Antonio Maria Costa on the Taliban's Drug Dealers

After spending hundreds of millions of dollars trying to eradicate the fields of poppies that produce opium in Afghanistan, the U.S. suddenly announced in June that, in the words of special AfPak envoy Richard Holbrooke, "eradication is a waste of money." Instead, NATO and Afghan forces are trying to focus on the nexus between the opium trade and Taliban financing. Nobody has watched these developments more closely than Antonio Maria Costa, head of the Vienna-based U.N. Office on Drugs and Crime. A frequent visitor to Afghanistan himself, he also has a staff of some 360 locals "crisscrossing the country," tracking the growth and sale of narcotics. In a series of interviews with NEWSWEEK's Christopher Dickey before the recent election in Afghanistan, Costa talked about the surprising drug story behind the war story there. Excerpts:

Why give up on poppy eradication?
Last year the Afghan government eradicated 5,000 hectares of about 159,000 that were cultivated. More than 70 military and militia men were killed, and a couple of hundred million dollars were spent—tens of thousands of dollars per hectare—to destroy 3 percent of the crop. Eradication is supposed to have a double function: first, to reduce cultivation; and, second, to deter farmers from planting. But nobody is deterred by a 3 percent risk. The money would be better spent on development assistance like hospitals and schools.

You've suggested Afghanistan produces much more opium than the world actually consumes.
Oh, yes. Since 2005 the Afghans have cultivated almost twice world demand. The bottom should have fallen out of the opium market. But it hasn't. Prices are back down to where they were a decade ago, but they should be much lower considering the amount of opium being produced. That suggests that a lot of opium is not reaching the market. We have been wondering where it is. Now, in a number of military operations in the southern provinces, NATO troops have found huge amounts, which is evidence that the Taliban have been sitting on huge stockpiles. I can report—and this is breaking news—that opium cultivation and production fell for the second year in a row in 2009. But again this year, supply exceeds demand. Someone is hoarding 10,000 tons of opium—enough to satisfy two years of world heroin addiction, or three years of morphine prescription. Where and why? We don't know. But it's strange and potentially dangerous.

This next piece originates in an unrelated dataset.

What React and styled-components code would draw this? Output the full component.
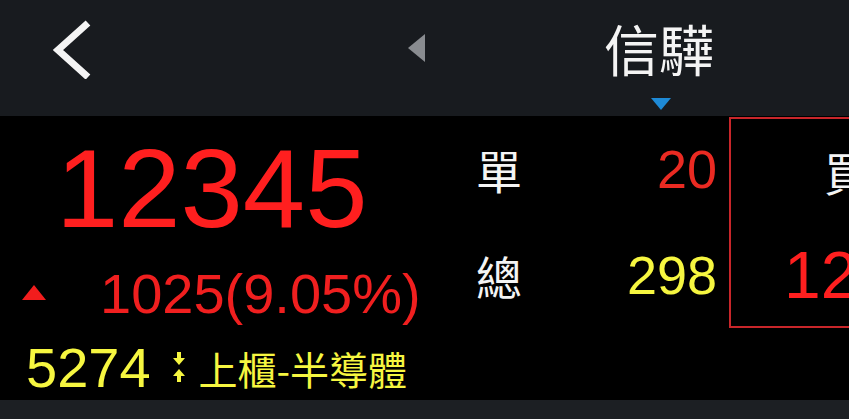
import React from "react"
import styled, { createGlobalStyle } from "styled-components"

const GlobalStyle = createGlobalStyle`
  html, body {
    margin: 0;
    padding: 0;
    background: #1c1f23;
  }
  body {
    font-family: "Liberation Sans", "Noto Sans CJK TC", sans-serif;
  }
`

const Screen = styled.div`
  width: 849px;
  height: 419px;
  overflow: hidden;
  display: flex;
  flex-direction: column;
  background: #1c1f23;
`

const Header = styled.header`
  height: 116px;
  flex-shrink: 0;
  display: flex;
  align-items: flex-start;
  background: #181b1f;
`

const BackButton = styled.button`
  margin: 19px 0 0 50px;
  padding: 0;
  width: 44px;
  height: 60px;
  border: 0;
  background: none;
  display: flex;
`

const PrevArrow = styled.span`
  margin: 34px 0 0 314px;
  width: 0;
  height: 0;
  border-top: 14px solid transparent;
  border-bottom: 14px solid transparent;
  border-right: 17px solid #898c90;
`

const TitleBlock = styled.div`
  margin: 20px 0 0 179px;
  display: flex;
  flex-direction: column;
  align-items: center;
`

const Title = styled.h1`
  margin: 0;
  font-family: "Noto Sans CJK TC", sans-serif;
  font-weight: 400;
  font-size: 55px;
  line-height: 54px;
  color: #f4f4f4;
`

const PageMark = styled.span`
  margin: 24px 0 0 4px;
  width: 0;
  height: 0;
  border-left: 10px solid transparent;
  border-right: 10px solid transparent;
  border-top: 12px solid #1e8ad6;
`

const Body = styled.main`
  height: 284px;
  flex-shrink: 0;
  display: flex;
  background: #000;
  overflow: hidden;
`

const QuoteCol = styled.section`
  width: 445px;
  flex-shrink: 0;
  padding-left: 22px;
  box-sizing: border-box;
  display: flex;
  flex-direction: column;
`

const Price = styled.div`
  margin-top: 17px;
  padding-left: 34px;
  font-size: 112px;
  line-height: 112px;
  color: #ff1f1f;
`

const ChangeRow = styled.div`
  margin-top: 21px;
  height: 56px;
  display: flex;
  align-items: center;
`

const UpMark = styled.span`
  margin-top: -3px;
  width: 0;
  height: 0;
  border-left: 12.5px solid transparent;
  border-right: 12.5px solid transparent;
  border-bottom: 15px solid #f21d1d;
`

const Change = styled.span`
  margin-left: 54px;
  font-size: 56px;
  line-height: 56px;
  color: #f01f1f;
`

const InfoRow = styled.div`
  margin-top: 18px;
  height: 55px;
  display: flex;
  align-items: center;
`

const Code = styled.span`
  margin-left: 4px;
  font-size: 56px;
  line-height: 55px;
  color: #f6f640;
`

const SqueezeIcon = styled.svg`
  margin-left: 22px;
  flex-shrink: 0;
`

const Sector = styled.span`
  margin-left: 14px;
  font-family: "Noto Sans CJK TC", sans-serif;
  font-size: 39px;
  line-height: 38px;
  color: #f6f640;
`

const StatCol = styled.section`
  width: 284px;
  flex-shrink: 0;
  padding: 0 12px 0 31px;
  box-sizing: border-box;
  display: grid;
  grid-template-rows: 106px 106px;
`

const StatRow = styled.div`
  display: flex;
  align-items: center;
  justify-content: space-between;
`

const Label = styled.span`
  font-family: "Noto Sans CJK TC", sans-serif;
  font-size: 46px;
  line-height: 46px;
  color: #f4f4f4;
`

const StatValue = styled.span`
  font-size: 54px;
  line-height: 54px;
  color: ${p => p.color};
`

const BidBox = styled.section`
  margin-top: 1px;
  width: 300px;
  height: 211px;
  flex-shrink: 0;
  box-sizing: border-box;
  border: 2px solid #c8262a;
  display: grid;
  grid-template-rows: 104px 103px;
`

const BidRow = styled.div`
  display: flex;
  align-items: center;
  padding-left: ${p => p.indent}px;
  white-space: nowrap;
`

const BidPrice = styled.span`
  font-size: 66px;
  line-height: 66px;
  color: #ff1f1f;
`

const Footer = styled.footer`
  flex: 1;
  background: #1c1f23;
`

const App = () => (
  <>
    <GlobalStyle />
    <Screen>
      <Header>
        <BackButton aria-label="back">
          <svg width="44" height="60" viewBox="0 0 44 60">
            <polyline
              points="38,4 8,31 38,58"
              fill="none"
              stroke="#f4f4f4"
              strokeWidth="7"
            />
          </svg>
        </BackButton>
        <PrevArrow />
        <TitleBlock>
          <Title>信驊</Title>
          <PageMark />
        </TitleBlock>
      </Header>
      <Body>
        <QuoteCol>
          <Price>12345</Price>
          <ChangeRow>
            <UpMark />
            <Change>1025(9.05%)</Change>
          </ChangeRow>
          <InfoRow>
            <Code>5274</Code>
            <SqueezeIcon width="12" height="32" viewBox="0 0 12 32">
              <rect x="4" y="0" width="4" height="6" fill="#f6f640" />
              <polygon points="0,6 12,6 6,13" fill="#f6f640" />
              <polygon points="6,17 12,24 0,24" fill="#f6f640" />
              <rect x="4" y="24" width="4" height="6" fill="#f6f640" />
            </SqueezeIcon>
            <Sector>上櫃-半導體</Sector>
          </InfoRow>
        </QuoteCol>
        <StatCol>
          <StatRow>
            <Label>單</Label>
            <StatValue color="#ea2a22">20</StatValue>
          </StatRow>
          <StatRow>
            <Label>總</Label>
            <StatValue color="#f6f640">298</StatValue>
          </StatRow>
        </StatCol>
        <BidBox>
          <BidRow indent={93}>
            <Label>買進</Label>
          </BidRow>
          <BidRow indent={53}>
            <BidPrice>12345</BidPrice>
          </BidRow>
        </BidBox>
      </Body>
      <Footer />
    </Screen>
  </>
)

export default App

Prices dropped last year to about half what they were in 2005, and there are signs the Taliban are hoarding to try to corner the market. at one point you suggested they might actually have tried to discourage poppy cultivation themselves to bolster the prices of their opium reserves.
Recent NATO military operations are showing us that the Taliban are much closer to running the business than we thought. NATO has been seizing precursors, seeds, opium, laboratory equipment, arms, pickup trucks—all sorts of insurgent equipment in drug markets and warehouses that have been attacked. All of this suggests the insurgents are very heavily involved in the trading itself. This is, in a sense, surprising. We had thought they were just taking a cut of about 10 percent. We believed that they were motivated, basically, by religious and political extremism. But it looks like they are actually doing it for the money. Whether it's for themselves, or whether it's to finance Taliban crime cartels or their cause around the world, this is very hard to say. But I think it deserves very close scrutiny. We may be witnessing the birth of Afghan narco-cartels.

How much money are we talking about?
Wholesale in Afghanistan alone was about $3 billion last year. Worldwide retail—what's sold on the streets of Naples or Marseilles or London—was about $52 billion.

Where's the biggest group of consumers?
Iran. It has a very high addiction rate: the Iranian government says a couple of million people; we say up to 3 million people—6 percent of the population. They do opiates in general, with a lot of morphine and heroin.